■ The request: Make an exact copy of the records, with the images left out.

Web page code records:
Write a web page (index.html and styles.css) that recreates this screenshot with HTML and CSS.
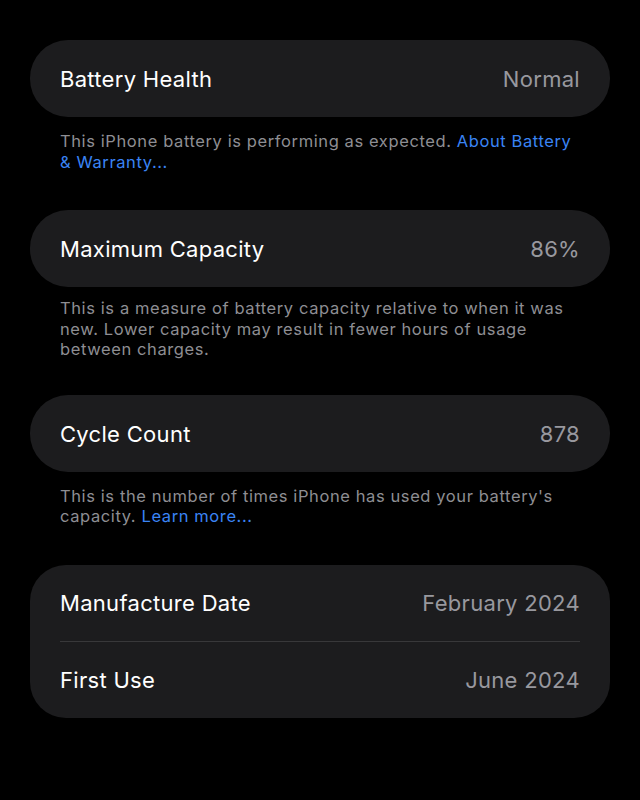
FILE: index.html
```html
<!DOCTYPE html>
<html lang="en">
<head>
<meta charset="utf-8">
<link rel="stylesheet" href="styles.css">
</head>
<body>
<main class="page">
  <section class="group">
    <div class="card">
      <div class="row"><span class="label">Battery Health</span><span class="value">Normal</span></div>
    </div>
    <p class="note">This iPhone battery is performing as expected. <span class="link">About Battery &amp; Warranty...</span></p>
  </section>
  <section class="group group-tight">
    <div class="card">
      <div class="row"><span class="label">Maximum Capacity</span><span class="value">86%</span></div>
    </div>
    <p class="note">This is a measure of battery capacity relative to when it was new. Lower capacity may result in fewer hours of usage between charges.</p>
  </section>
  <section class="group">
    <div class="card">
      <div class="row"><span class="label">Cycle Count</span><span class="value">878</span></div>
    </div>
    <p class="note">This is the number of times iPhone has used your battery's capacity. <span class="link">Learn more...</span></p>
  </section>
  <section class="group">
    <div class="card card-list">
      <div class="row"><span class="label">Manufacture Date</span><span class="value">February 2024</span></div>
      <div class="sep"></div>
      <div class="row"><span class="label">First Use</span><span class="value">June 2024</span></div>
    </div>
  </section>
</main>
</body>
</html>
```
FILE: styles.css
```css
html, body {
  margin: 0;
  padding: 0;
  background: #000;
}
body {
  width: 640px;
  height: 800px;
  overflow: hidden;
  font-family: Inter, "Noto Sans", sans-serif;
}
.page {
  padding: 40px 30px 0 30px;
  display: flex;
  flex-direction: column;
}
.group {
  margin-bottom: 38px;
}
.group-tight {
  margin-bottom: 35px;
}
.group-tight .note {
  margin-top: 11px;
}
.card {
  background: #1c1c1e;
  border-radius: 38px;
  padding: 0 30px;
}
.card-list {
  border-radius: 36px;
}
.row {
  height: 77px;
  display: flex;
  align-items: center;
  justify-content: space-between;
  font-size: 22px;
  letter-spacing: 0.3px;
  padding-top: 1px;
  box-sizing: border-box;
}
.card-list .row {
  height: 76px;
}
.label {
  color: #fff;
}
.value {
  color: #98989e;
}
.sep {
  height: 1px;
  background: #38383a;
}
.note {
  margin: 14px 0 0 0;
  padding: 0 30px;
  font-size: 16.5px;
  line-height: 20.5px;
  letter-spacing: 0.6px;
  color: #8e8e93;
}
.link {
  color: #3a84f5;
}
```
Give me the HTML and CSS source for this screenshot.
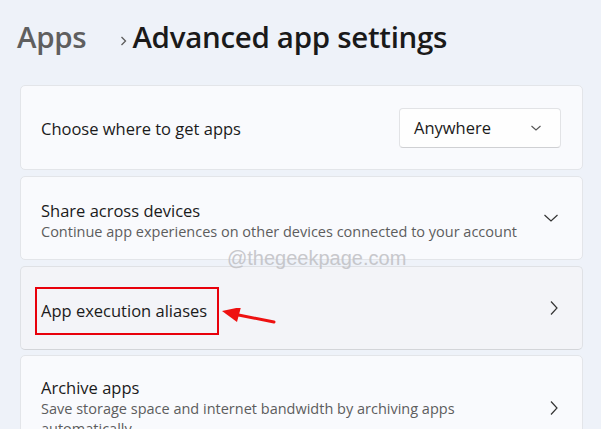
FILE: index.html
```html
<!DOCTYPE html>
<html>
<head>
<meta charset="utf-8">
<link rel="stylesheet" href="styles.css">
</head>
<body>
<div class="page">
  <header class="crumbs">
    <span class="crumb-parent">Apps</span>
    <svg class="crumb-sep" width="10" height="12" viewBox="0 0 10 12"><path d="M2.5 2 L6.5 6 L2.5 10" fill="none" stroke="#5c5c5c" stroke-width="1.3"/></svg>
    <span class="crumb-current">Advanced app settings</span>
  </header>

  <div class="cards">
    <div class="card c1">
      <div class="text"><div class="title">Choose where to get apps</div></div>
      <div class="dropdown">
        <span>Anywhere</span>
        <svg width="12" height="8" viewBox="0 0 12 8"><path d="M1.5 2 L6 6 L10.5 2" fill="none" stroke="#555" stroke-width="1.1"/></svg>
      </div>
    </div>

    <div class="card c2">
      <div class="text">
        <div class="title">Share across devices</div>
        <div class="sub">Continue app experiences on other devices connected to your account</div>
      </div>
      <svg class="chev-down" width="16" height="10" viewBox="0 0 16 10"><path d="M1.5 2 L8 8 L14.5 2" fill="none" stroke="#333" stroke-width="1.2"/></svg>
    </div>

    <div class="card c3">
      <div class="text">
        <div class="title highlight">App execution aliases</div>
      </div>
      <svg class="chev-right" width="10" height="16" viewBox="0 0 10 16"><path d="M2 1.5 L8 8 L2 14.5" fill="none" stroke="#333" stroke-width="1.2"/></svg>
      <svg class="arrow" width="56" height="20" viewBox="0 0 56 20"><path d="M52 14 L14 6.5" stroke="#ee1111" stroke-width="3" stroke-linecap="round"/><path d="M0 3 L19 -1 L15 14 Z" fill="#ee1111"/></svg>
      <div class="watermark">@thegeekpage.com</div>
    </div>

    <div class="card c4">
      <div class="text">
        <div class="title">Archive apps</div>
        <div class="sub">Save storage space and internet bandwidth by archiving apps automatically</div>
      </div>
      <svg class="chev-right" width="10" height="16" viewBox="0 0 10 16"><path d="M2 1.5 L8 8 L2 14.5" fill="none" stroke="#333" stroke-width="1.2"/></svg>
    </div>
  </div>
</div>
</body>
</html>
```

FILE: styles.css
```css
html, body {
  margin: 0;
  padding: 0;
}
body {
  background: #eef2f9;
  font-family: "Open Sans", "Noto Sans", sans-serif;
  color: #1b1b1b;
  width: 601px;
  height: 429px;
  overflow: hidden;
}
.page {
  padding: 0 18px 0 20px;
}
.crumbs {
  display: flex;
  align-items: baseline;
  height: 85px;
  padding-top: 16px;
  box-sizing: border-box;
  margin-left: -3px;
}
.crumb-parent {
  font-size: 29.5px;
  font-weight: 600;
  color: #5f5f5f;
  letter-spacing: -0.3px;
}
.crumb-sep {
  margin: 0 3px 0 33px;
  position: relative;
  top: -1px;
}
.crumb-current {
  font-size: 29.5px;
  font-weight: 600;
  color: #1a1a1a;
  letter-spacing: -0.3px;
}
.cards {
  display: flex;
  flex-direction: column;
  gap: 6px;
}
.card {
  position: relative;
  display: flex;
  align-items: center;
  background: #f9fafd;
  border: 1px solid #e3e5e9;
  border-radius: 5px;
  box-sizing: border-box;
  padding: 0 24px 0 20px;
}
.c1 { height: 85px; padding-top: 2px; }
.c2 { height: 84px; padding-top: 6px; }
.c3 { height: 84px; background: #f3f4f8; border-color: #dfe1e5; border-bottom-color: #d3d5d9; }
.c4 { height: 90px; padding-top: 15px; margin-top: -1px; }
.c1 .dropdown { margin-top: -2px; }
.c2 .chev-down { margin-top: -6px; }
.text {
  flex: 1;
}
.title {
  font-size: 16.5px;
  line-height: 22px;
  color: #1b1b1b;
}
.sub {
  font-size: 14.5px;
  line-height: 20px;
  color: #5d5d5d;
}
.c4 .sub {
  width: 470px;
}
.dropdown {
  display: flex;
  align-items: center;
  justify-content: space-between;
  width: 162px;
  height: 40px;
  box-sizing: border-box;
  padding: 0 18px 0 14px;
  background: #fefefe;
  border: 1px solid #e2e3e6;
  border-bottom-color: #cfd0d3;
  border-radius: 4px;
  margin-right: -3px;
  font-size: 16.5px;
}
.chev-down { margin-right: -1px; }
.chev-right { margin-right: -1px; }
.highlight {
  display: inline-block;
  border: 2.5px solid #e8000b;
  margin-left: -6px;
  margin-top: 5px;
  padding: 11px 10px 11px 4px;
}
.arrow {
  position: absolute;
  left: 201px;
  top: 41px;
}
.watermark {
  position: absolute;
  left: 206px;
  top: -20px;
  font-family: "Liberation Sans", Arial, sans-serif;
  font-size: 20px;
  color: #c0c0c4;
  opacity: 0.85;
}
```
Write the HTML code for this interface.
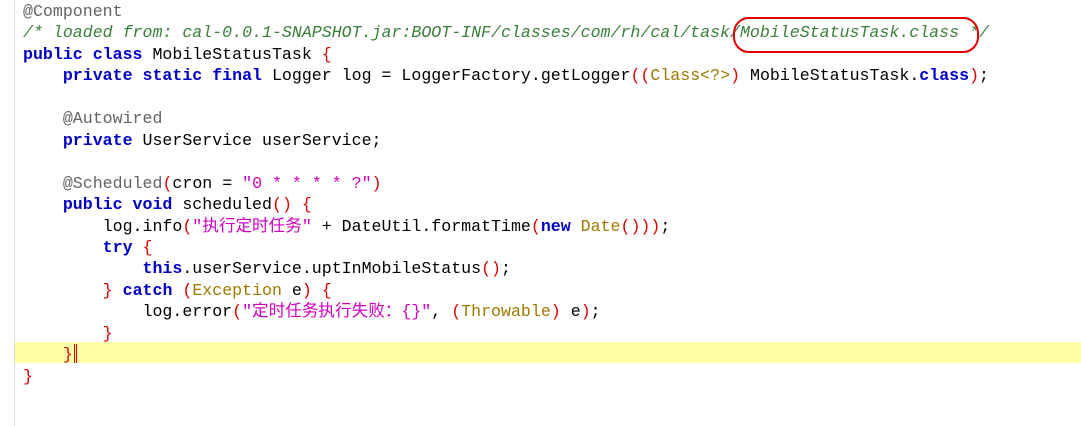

■ Correct answer:
Write a web page (index.html and styles.css) that recreates this screenshot with HTML and CSS.
FILE: index.html
```html
<!DOCTYPE html>
<html lang="en">
<head>
<meta charset="utf-8">
<link rel="stylesheet" href="styles.css">
</head>
<body>
<main class="page">
  <section class="group">
    <div class="card">
      <div class="row"><span class="label">Battery Health</span><span class="value">Normal</span></div>
    </div>
    <p class="note">This iPhone battery is performing as expected. <span class="link">About Battery &amp; Warranty...</span></p>
  </section>
  <section class="group group-tight">
    <div class="card">
      <div class="row"><span class="label">Maximum Capacity</span><span class="value">86%</span></div>
    </div>
    <p class="note">This is a measure of battery capacity relative to when it was new. Lower capacity may result in fewer hours of usage between charges.</p>
  </section>
  <section class="group">
    <div class="card">
      <div class="row"><span class="label">Cycle Count</span><span class="value">878</span></div>
    </div>
    <p class="note">This is the number of times iPhone has used your battery's capacity. <span class="link">Learn more...</span></p>
  </section>
  <section class="group">
    <div class="card card-list">
      <div class="row"><span class="label">Manufacture Date</span><span class="value">February 2024</span></div>
      <div class="sep"></div>
      <div class="row"><span class="label">First Use</span><span class="value">June 2024</span></div>
    </div>
  </section>
</main>
</body>
</html>
```
FILE: styles.css
```css
html, body {
  margin: 0;
  padding: 0;
  background: #000;
}
body {
  width: 640px;
  height: 800px;
  overflow: hidden;
  font-family: Inter, "Noto Sans", sans-serif;
}
.page {
  padding: 40px 30px 0 30px;
  display: flex;
  flex-direction: column;
}
.group {
  margin-bottom: 38px;
}
.group-tight {
  margin-bottom: 35px;
}
.group-tight .note {
  margin-top: 11px;
}
.card {
  background: #1c1c1e;
  border-radius: 38px;
  padding: 0 30px;
}
.card-list {
  border-radius: 36px;
}
.row {
  height: 77px;
  display: flex;
  align-items: center;
  justify-content: space-between;
  font-size: 22px;
  letter-spacing: 0.3px;
  padding-top: 1px;
  box-sizing: border-box;
}
.card-list .row {
  height: 76px;
}
.label {
  color: #fff;
}
.value {
  color: #98989e;
}
.sep {
  height: 1px;
  background: #38383a;
}
.note {
  margin: 14px 0 0 0;
  padding: 0 30px;
  font-size: 16.5px;
  line-height: 20.5px;
  letter-spacing: 0.6px;
  color: #8e8e93;
}
.link {
  color: #3a84f5;
}
```
Give me the HTML and CSS source for this screenshot.
FILE: index.html
```html
<!DOCTYPE html>
<html>
<head>
<meta charset="utf-8">
<link rel="stylesheet" href="styles.css">
</head>
<body>
<div class="page">
  <header class="crumbs">
    <span class="crumb-parent">Apps</span>
    <svg class="crumb-sep" width="10" height="12" viewBox="0 0 10 12"><path d="M2.5 2 L6.5 6 L2.5 10" fill="none" stroke="#5c5c5c" stroke-width="1.3"/></svg>
    <span class="crumb-current">Advanced app settings</span>
  </header>

  <div class="cards">
    <div class="card c1">
      <div class="text"><div class="title">Choose where to get apps</div></div>
      <div class="dropdown">
        <span>Anywhere</span>
        <svg width="12" height="8" viewBox="0 0 12 8"><path d="M1.5 2 L6 6 L10.5 2" fill="none" stroke="#555" stroke-width="1.1"/></svg>
      </div>
    </div>

    <div class="card c2">
      <div class="text">
        <div class="title">Share across devices</div>
        <div class="sub">Continue app experiences on other devices connected to your account</div>
      </div>
      <svg class="chev-down" width="16" height="10" viewBox="0 0 16 10"><path d="M1.5 2 L8 8 L14.5 2" fill="none" stroke="#333" stroke-width="1.2"/></svg>
    </div>

    <div class="card c3">
      <div class="text">
        <div class="title highlight">App execution aliases</div>
      </div>
      <svg class="chev-right" width="10" height="16" viewBox="0 0 10 16"><path d="M2 1.5 L8 8 L2 14.5" fill="none" stroke="#333" stroke-width="1.2"/></svg>
      <svg class="arrow" width="56" height="20" viewBox="0 0 56 20"><path d="M52 14 L14 6.5" stroke="#ee1111" stroke-width="3" stroke-linecap="round"/><path d="M0 3 L19 -1 L15 14 Z" fill="#ee1111"/></svg>
      <div class="watermark">@thegeekpage.com</div>
    </div>

    <div class="card c4">
      <div class="text">
        <div class="title">Archive apps</div>
        <div class="sub">Save storage space and internet bandwidth by archiving apps automatically</div>
      </div>
      <svg class="chev-right" width="10" height="16" viewBox="0 0 10 16"><path d="M2 1.5 L8 8 L2 14.5" fill="none" stroke="#333" stroke-width="1.2"/></svg>
    </div>
  </div>
</div>
</body>
</html>
```

FILE: styles.css
```css
html, body {
  margin: 0;
  padding: 0;
}
body {
  background: #eef2f9;
  font-family: "Open Sans", "Noto Sans", sans-serif;
  color: #1b1b1b;
  width: 601px;
  height: 429px;
  overflow: hidden;
}
.page {
  padding: 0 18px 0 20px;
}
.crumbs {
  display: flex;
  align-items: baseline;
  height: 85px;
  padding-top: 16px;
  box-sizing: border-box;
  margin-left: -3px;
}
.crumb-parent {
  font-size: 29.5px;
  font-weight: 600;
  color: #5f5f5f;
  letter-spacing: -0.3px;
}
.crumb-sep {
  margin: 0 3px 0 33px;
  position: relative;
  top: -1px;
}
.crumb-current {
  font-size: 29.5px;
  font-weight: 600;
  color: #1a1a1a;
  letter-spacing: -0.3px;
}
.cards {
  display: flex;
  flex-direction: column;
  gap: 6px;
}
.card {
  position: relative;
  display: flex;
  align-items: center;
  background: #f9fafd;
  border: 1px solid #e3e5e9;
  border-radius: 5px;
  box-sizing: border-box;
  padding: 0 24px 0 20px;
}
.c1 { height: 85px; padding-top: 2px; }
.c2 { height: 84px; padding-top: 6px; }
.c3 { height: 84px; background: #f3f4f8; border-color: #dfe1e5; border-bottom-color: #d3d5d9; }
.c4 { height: 90px; padding-top: 15px; margin-top: -1px; }
.c1 .dropdown { margin-top: -2px; }
.c2 .chev-down { margin-top: -6px; }
.text {
  flex: 1;
}
.title {
  font-size: 16.5px;
  line-height: 22px;
  color: #1b1b1b;
}
.sub {
  font-size: 14.5px;
  line-height: 20px;
  color: #5d5d5d;
}
.c4 .sub {
  width: 470px;
}
.dropdown {
  display: flex;
  align-items: center;
  justify-content: space-between;
  width: 162px;
  height: 40px;
  box-sizing: border-box;
  padding: 0 18px 0 14px;
  background: #fefefe;
  border: 1px solid #e2e3e6;
  border-bottom-color: #cfd0d3;
  border-radius: 4px;
  margin-right: -3px;
  font-size: 16.5px;
}
.chev-down { margin-right: -1px; }
.chev-right { margin-right: -1px; }
.highlight {
  display: inline-block;
  border: 2.5px solid #e8000b;
  margin-left: -6px;
  margin-top: 5px;
  padding: 11px 10px 11px 4px;
}
.arrow {
  position: absolute;
  left: 201px;
  top: 41px;
}
.watermark {
  position: absolute;
  left: 206px;
  top: -20px;
  font-family: "Liberation Sans", Arial, sans-serif;
  font-size: 20px;
  color: #c0c0c4;
  opacity: 0.85;
}
```
Write the HTML code for this interface.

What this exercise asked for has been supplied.